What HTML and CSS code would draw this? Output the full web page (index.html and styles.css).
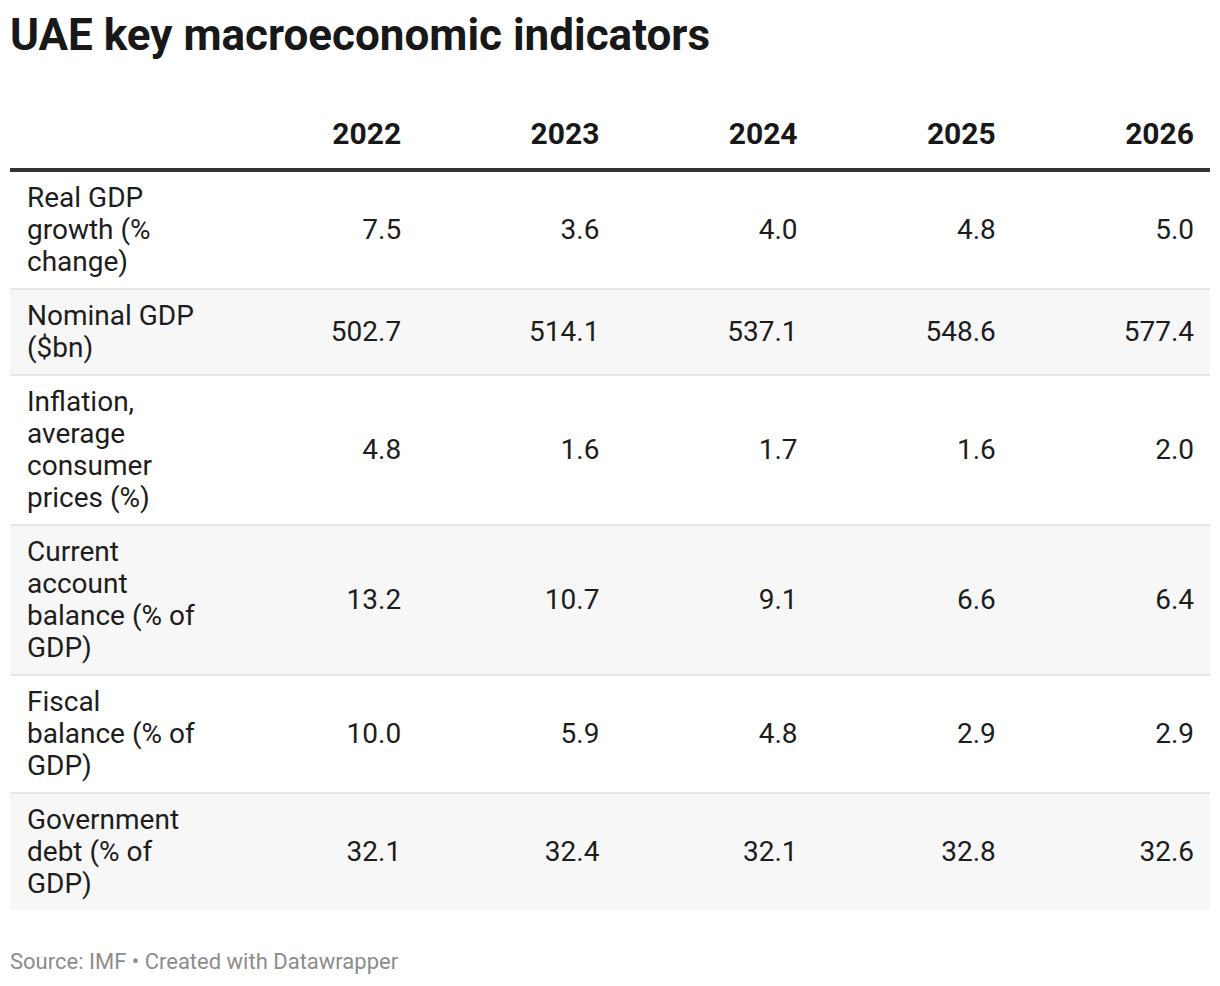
FILE: index.html
```html
<!DOCTYPE html>
<html lang="en">
<head>
<meta charset="utf-8">
<title>UAE key macroeconomic indicators</title>
<link rel="stylesheet" href="styles.css">
</head>
<body>
<div class="chart">
  <h1 class="title">UAE key macroeconomic indicators</h1>
  <table class="data">
    <colgroup>
      <col class="col-label">
      <col><col><col><col><col>
    </colgroup>
    <thead>
      <tr>
        <th class="label"></th>
        <th>2022</th>
        <th>2023</th>
        <th>2024</th>
        <th>2025</th>
        <th>2026</th>
      </tr>
    </thead>
    <tbody>
      <tr>
        <td class="label">Real GDP growth (% change)</td>
        <td>7.5</td><td>3.6</td><td>4.0</td><td>4.8</td><td>5.0</td>
      </tr>
      <tr class="alt">
        <td class="label">Nominal GDP ($bn)</td>
        <td>502.7</td><td>514.1</td><td>537.1</td><td>548.6</td><td>577.4</td>
      </tr>
      <tr>
        <td class="label">Inflation, average consumer prices (%)</td>
        <td>4.8</td><td>1.6</td><td>1.7</td><td>1.6</td><td>2.0</td>
      </tr>
      <tr class="alt">
        <td class="label">Current account balance (% of GDP)</td>
        <td>13.2</td><td>10.7</td><td>9.1</td><td>6.6</td><td>6.4</td>
      </tr>
      <tr>
        <td class="label">Fiscal balance (% of GDP)</td>
        <td>10.0</td><td>5.9</td><td>4.8</td><td>2.9</td><td>2.9</td>
      </tr>
      <tr class="alt last">
        <td class="label">Government debt (% of GDP)</td>
        <td>32.1</td><td>32.4</td><td>32.1</td><td>32.8</td><td>32.6</td>
      </tr>
    </tbody>
  </table>
  <p class="footer">Source: IMF • Created with Datawrapper</p>
</div>
</body>
</html>
```

FILE: styles.css
```css
html, body {
  margin: 0;
  padding: 0;
  background: #ffffff;
}

body {
  font-family: Roboto, "Liberation Sans", sans-serif;
  color: #1d1d1d;
}

.chart {
  padding: 11px 10px 0 10px;
}

.title {
  margin: 0;
  font-size: 44px;
  line-height: 48px;
  font-weight: 700;
  color: #181818;
}

.data {
  width: 1200px;
  margin-top: 49px;
  border-collapse: collapse;
  table-layout: fixed;
}

.col-label {
  width: 209px;
}

.data th {
  font-size: 30px;
  line-height: 32px;
  font-weight: 700;
  text-align: right;
  vertical-align: bottom;
  padding: 10px 16px 18px 16px;
  border-bottom: 4px solid #333333;
  color: #181818;
}

.data td {
  font-size: 28px;
  line-height: 32px;
  text-align: right;
  vertical-align: middle;
  padding: 10px 16px 10px 16px;
  border-bottom: 2px solid #e6e6e6;
}

.data td.label,
.data th.label {
  text-align: left;
  padding-left: 17px;
  padding-right: 18px;
}

.data tr.alt td {
  background: #f7f7f7;
}

.data tr.last td {
  border-bottom: none;
}

.footer {
  margin: 40px 0 0 0;
  font-size: 22px;
  line-height: 24px;
  color: #8c8c8c;
}
```
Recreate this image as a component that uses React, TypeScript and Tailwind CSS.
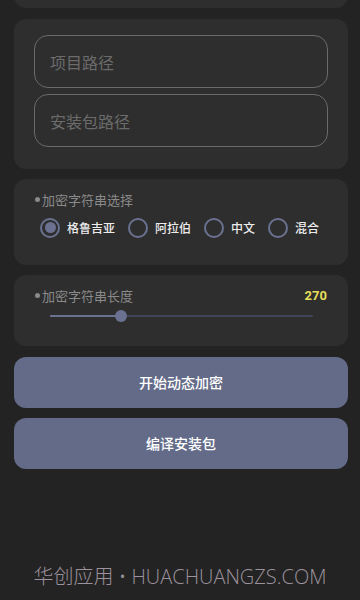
import React, { useState } from 'react';

const font = { fontFamily: '"Noto Sans CJK SC", "Noto Sans", sans-serif' };

const options = ['格鲁吉亚', '阿拉伯', '中文', '混合'];

export default function App() {
  const [selected, setSelected] = useState(0);
  const value = 270;
  const percent = 27;

  return (
    <div className="relative w-[360px] h-[600px] bg-[#232323] overflow-hidden" style={font}>
      {/* 上方被截断的卡片 */}
      <div className="ml-[14px] mr-[12px] h-[20px] -mt-[12px] rounded-b-[12px] bg-[#2e2e2e]" />

      <div className="flex flex-col gap-[10px] pl-[14px] pr-[12px] mt-[11px]">
        {/* 路径输入 */}
        <div className="rounded-[12px] bg-[#2e2e2e] px-[20px] pt-[16px] pb-[22px] flex flex-col gap-[6px]">
          <div className="h-[53px] rounded-[14px] border border-[#6a6a6a] flex items-center px-[15px] text-[16px] text-[#6b6b6b]">
            项目路径
          </div>
          <div className="h-[53px] rounded-[14px] border border-[#6a6a6a] flex items-center px-[15px] text-[16px] text-[#6b6b6b]">
            安装包路径
          </div>
        </div>

        {/* 字符串选择 */}
        <div className="rounded-[12px] bg-[#2e2e2e] h-[86px] px-[21px] pt-[11px]">
          <div className="flex items-center text-[13px] text-[#8a8a8a]">
            <span className="w-[5px] h-[5px] rounded-full bg-[#8a8a8a] mr-[2px]" />
            加密字符串选择
          </div>
          <div className="flex items-center mt-[8px] pl-[5px]">
            {options.map((opt, i) => (
              <button
                key={opt}
                onClick={() => setSelected(i)}
                className={`flex items-center gap-[7px] shrink-0 whitespace-nowrap ${i === 0 ? '' : 'ml-[13px]'}`}
              >
                <span className="w-[20px] h-[20px] rounded-full border-2 border-[#6b7190] flex items-center justify-center shrink-0">
                  {selected === i && <span className="w-[11px] h-[11px] rounded-full bg-[#6b7190]" />}
                </span>
                <span className="text-[12px] font-medium text-[#ececec]">{opt}</span>
              </button>
            ))}
          </div>
        </div>

        {/* 字符串长度 */}
        <div className="rounded-[12px] bg-[#2e2e2e] h-[71px] px-[21px] pt-[11px]">
          <div className="flex items-center justify-between">
            <div className="flex items-center text-[13px] text-[#8a8a8a]">
              <span className="w-[5px] h-[5px] rounded-full bg-[#8a8a8a] mr-[2px]" />
              加密字符串长度
            </div>
            <span className="text-[13px] font-bold text-[#e6df5a]" style={{ fontFamily: '"Roboto", sans-serif' }}>
              {value}
            </span>
          </div>
          <div className="relative mt-[4px] ml-[15px] mr-[14px] h-[12px] flex items-center">
            <div className="w-full h-[2px] bg-[#42455a] rounded-full" />
            <div className="absolute left-0 h-[2px] bg-[#6b7190] rounded-full" style={{ width: `${percent}%` }} />
            <div
              className="absolute w-[12px] h-[12px] rounded-full bg-[#6b7190] -translate-x-1/2"
              style={{ left: `${percent}%` }}
            />
          </div>
        </div>

        {/* 按钮 */}
        <button className="h-[51px] mt-[1px] rounded-[12px] bg-[#636b88] text-[14px] font-medium text-white">
          开始动态加密
        </button>
        <button className="h-[51px] rounded-[12px] bg-[#636b88] text-[14px] font-medium text-white">
          编译安装包
        </button>
      </div>

      {/* 水印 */}
      <div className="absolute left-0 right-0 bottom-[8px] text-center text-[20px] font-light text-[#9c919c] whitespace-nowrap" style={{ fontFamily: '"Open Sans", "Noto Sans CJK SC", sans-serif' }}>
        华创应用 • HUACHUANGZS.COM
      </div>
    </div>
  );
}
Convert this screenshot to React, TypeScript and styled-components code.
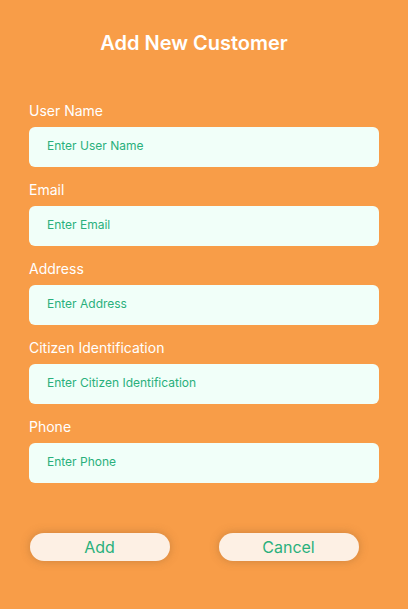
import styled, { createGlobalStyle } from "styled-components";

const GlobalStyle = createGlobalStyle`
    body {
        margin: 0;
        background-color: #F89D48;
        font-family: Inter, "Noto Sans", sans-serif;
    }
`

const SPage = styled.div`
    width: 408px;
    min-height: 609px;
    box-sizing: border-box;
    padding-top: 31px;
    background-color: #F89D48;
`

const STitle = styled.h2`
    width: 388px;
    margin: 0 0 47px;
    text-align: center;
    font-size: 20px;
    font-weight: 600;
    line-height: 24px;
    color: #ffffff;
`

const SForm = styled.form`
    width: 350px;
    margin: 0 29px;
    display: flex;
    flex-direction: column;
`

const SField = styled.div`
    display: flex;
    flex-direction: column;
    margin-bottom: 14px;

    label {
        font-size: 14px;
        font-weight: 400;
        line-height: 17px;
        color: #ffffff;
        margin-bottom: 8px;
    }
`

const SInput = styled.input`
    height: 40px;
    box-sizing: border-box;
    border: none;
    border-radius: 6px;
    padding: 0 18px 3px;
    background-color: #F1FFF9;
    font-family: Inter, "Noto Sans", sans-serif;
    font-size: 12px;
    color: #23A874;
    outline: none;

    &::placeholder {
        color: #2AB07C;
    }
`

const SButtons = styled.div`
    width: 388px;
    margin-top: 36px;
    display: flex;
    justify-content: center;
    gap: 49px;
`

const SButton = styled.button`
    width: 140px;
    height: 28px;
    border: none;
    border-radius: 14px;
    background-color: #FDF0E4;
    box-shadow: 0 0 10px rgba(120, 80, 40, 0.35);
    font-family: Inter, "Noto Sans", sans-serif;
    font-size: 16px;
    font-weight: 400;
    color: #2AB07C;
    cursor: pointer;
`

const fields = [
    { label: "User Name", placeholder: "Enter User Name" },
    { label: "Email", placeholder: "Enter Email" },
    { label: "Address", placeholder: "Enter Address" },
    { label: "Citizen Identification", placeholder: "Enter Citizen Identification" },
    { label: "Phone", placeholder: "Enter Phone" },
]

const App = () => {
    return (
        <>
            <GlobalStyle />
            <SPage>
                <STitle>Add New Customer</STitle>
                <SForm onSubmit={e => e.preventDefault()}>
                    {fields.map(f => (
                        <SField key={f.label}>
                            <label>{f.label}</label>
                            <SInput placeholder={f.placeholder} />
                        </SField>
                    ))}
                </SForm>
                <SButtons>
                    <SButton>Add</SButton>
                    <SButton>Cancel</SButton>
                </SButtons>
            </SPage>
        </>
    )
}

export default App;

════════

-- Problem --
Pull out the lines above in which the word "index" appears.

-- Solution to the exercise --
What HTML and CSS code would draw this? Output the full web page (index.html and styles.css).
FILE: index.html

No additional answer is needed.